Running the AMP on the target[edit | edit source]

As stated before, this example shows a sophisticated approach that allows for:

  • using a standardized communication channel between the two cores
  • exploiting a standardized mechanism to load the firmware of second core

The example performs IRQ latency measurements on FreeRTOS side by using a hardware timer. These measures are collected by the counterpart application running on Linux side and shown on console.

Move the device tree binary load address (the default 0x18000000 conflicts the AMP kernel loadaddr, it must be moved to a higher address) by changing u-boot environment for example as:

=> setenv fdtaddr 0x1c000000

Once all the components are built, please boot the system and launch the following commands:

echo "now running with $(cat /proc/cpuinfo | grep processor | wc -l) processors"

echo "start remote proc AMP"

insmod virtio.ko
insmod virtio_ring.ko
insmod virtio_rpmsg_bus.ko
insmod remoteproc.ko
insmod mx6_remoteproc.ko
insmod rpmsg_freertos_statistic.ko

echo "everything done"
echo "now Linux is running with $(cat /proc/cpuinfo | grep processor | wc -l) processors"

Then run the latencystat application as shown below.
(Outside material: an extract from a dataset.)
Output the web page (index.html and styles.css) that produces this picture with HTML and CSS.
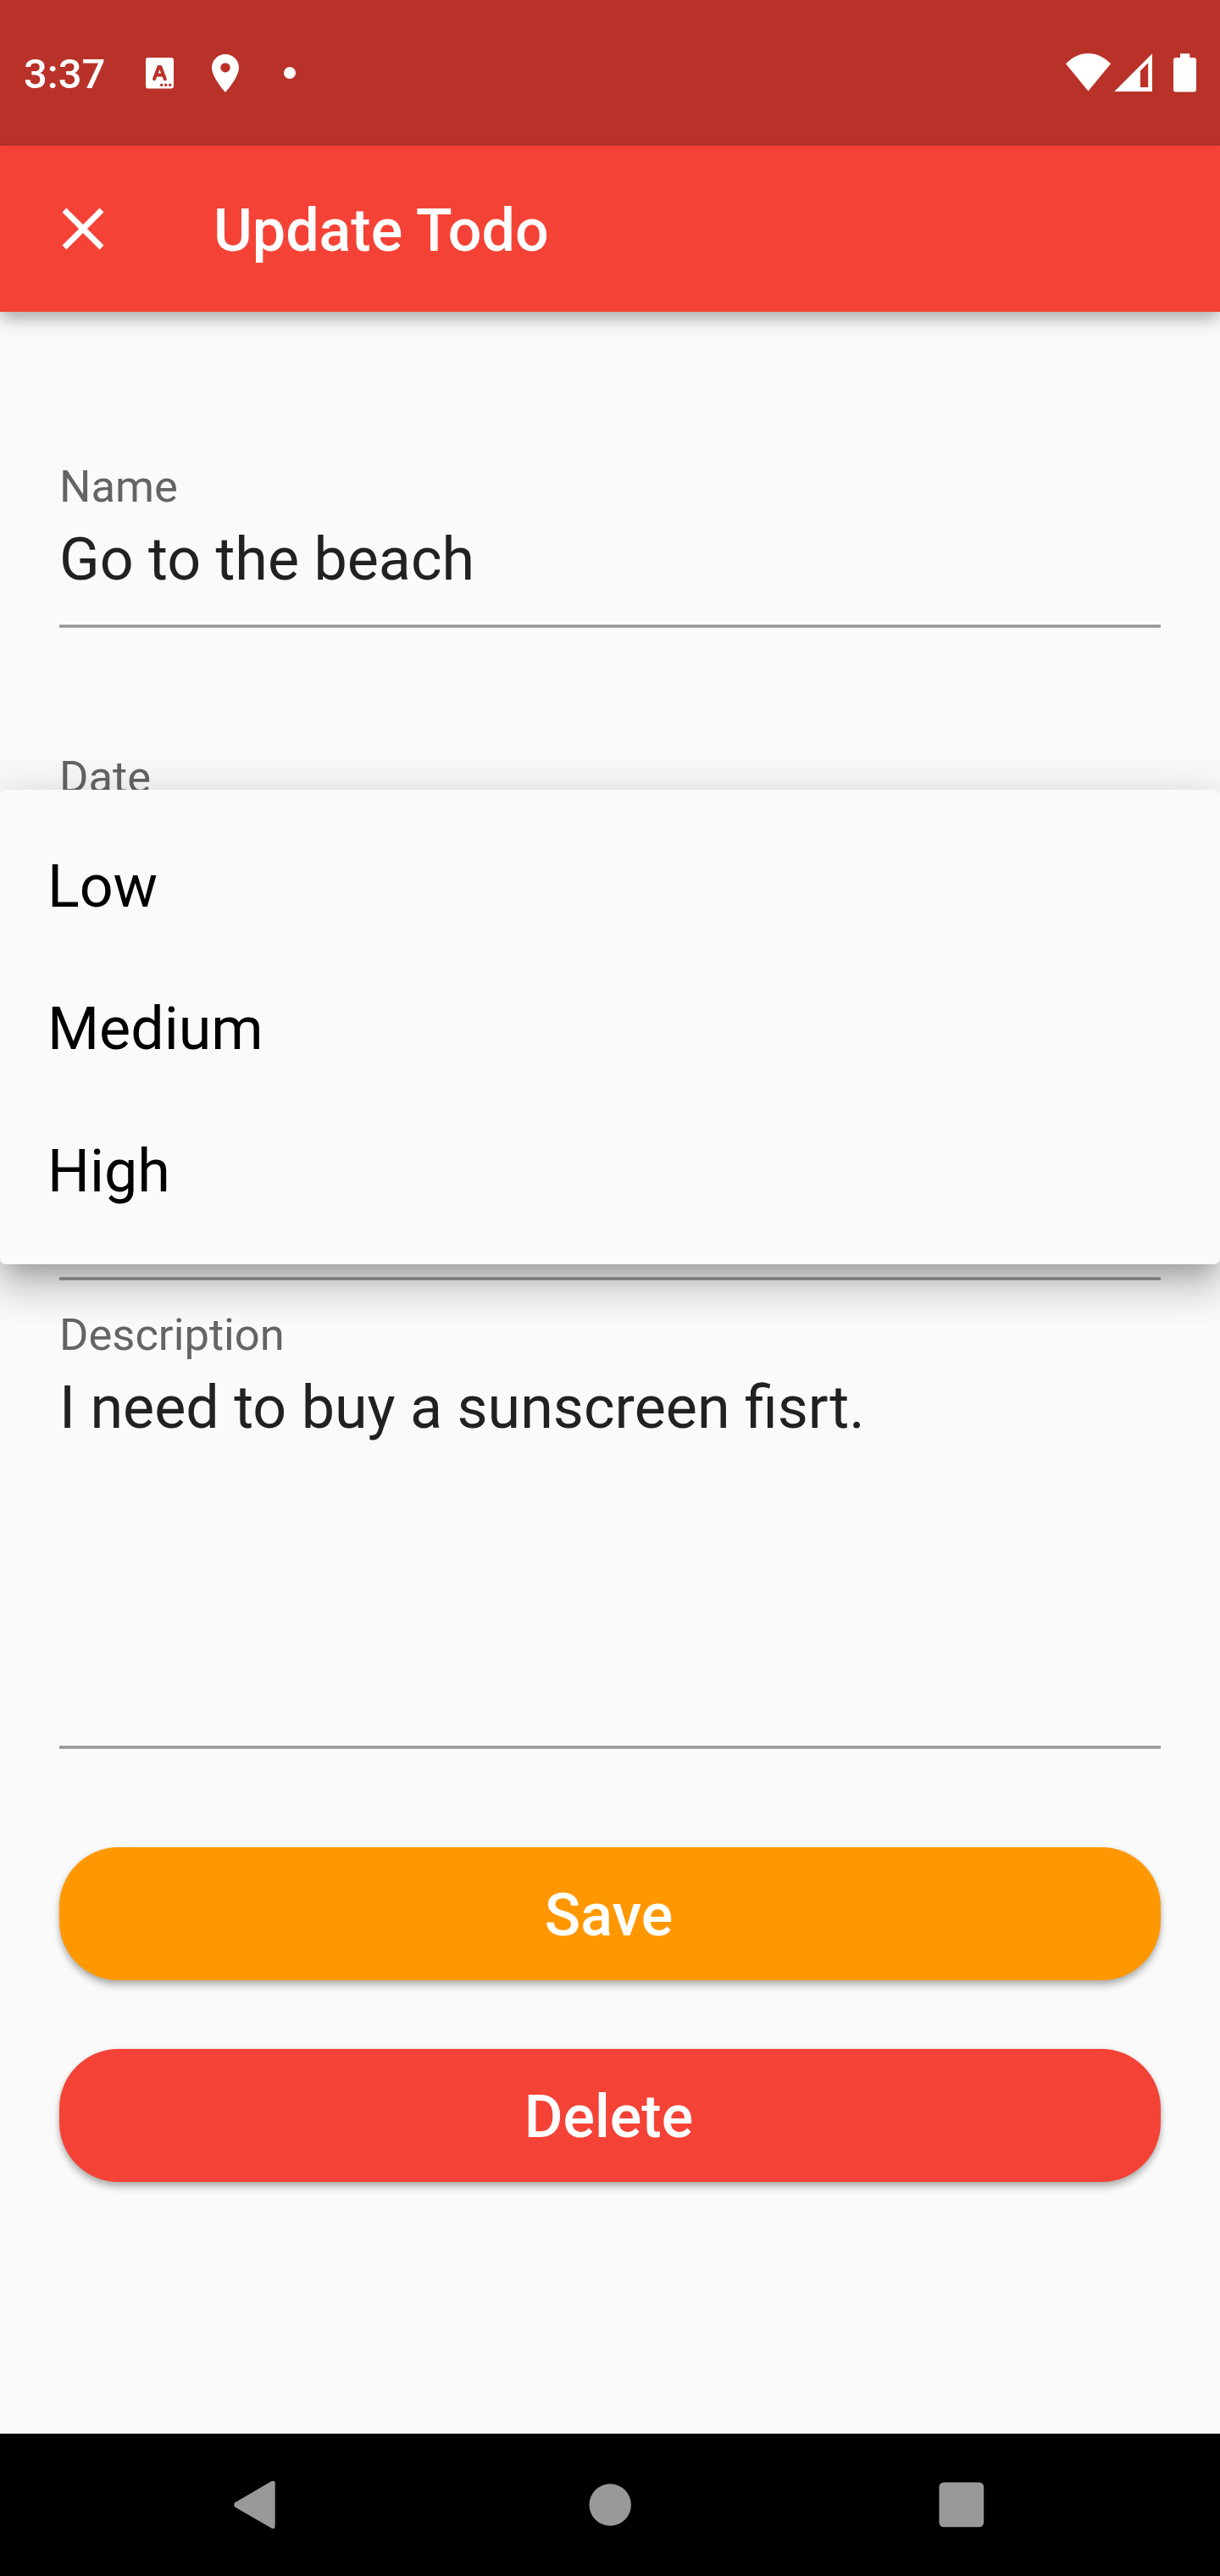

The typical output will look like this:

root@axel:~# ./latencystat -b
Linux FreeRTOS AMP Demo.
 0: Command 0 ACKed
 1: Command 1 ACKed
Waiting for samples...
 2: Command 2 ACKed
 3: Command 3 ACKed
 4: Command 4 ACKed
-----------------------------------------------------------
Histogram Bucket Values:
 Bucket 323 ns (36 ticks) had 38 frequency
 Bucket 341 ns (38 ticks) had 299 frequency
 Bucket 512 ns (57 ticks) had 1 frequency
 Bucket 746 ns (83 ticks) had 1 frequency
-----------------------------------------------------------
Histogram Data:
 min: 323 ns (36 ticks)
 avg: 332 ns (37 ticks)
 max: 746 ns (83 ticks)
 out of range: 0
 total samples: 339
-----------------------------------------------------------

This application is extremely useful for evaluating how CPU load on first core affects IRQ latency. In case latency does not satisfy real-time requirements, it may be necessary to adjust arbitration priorities of processor's interconnect subsystem.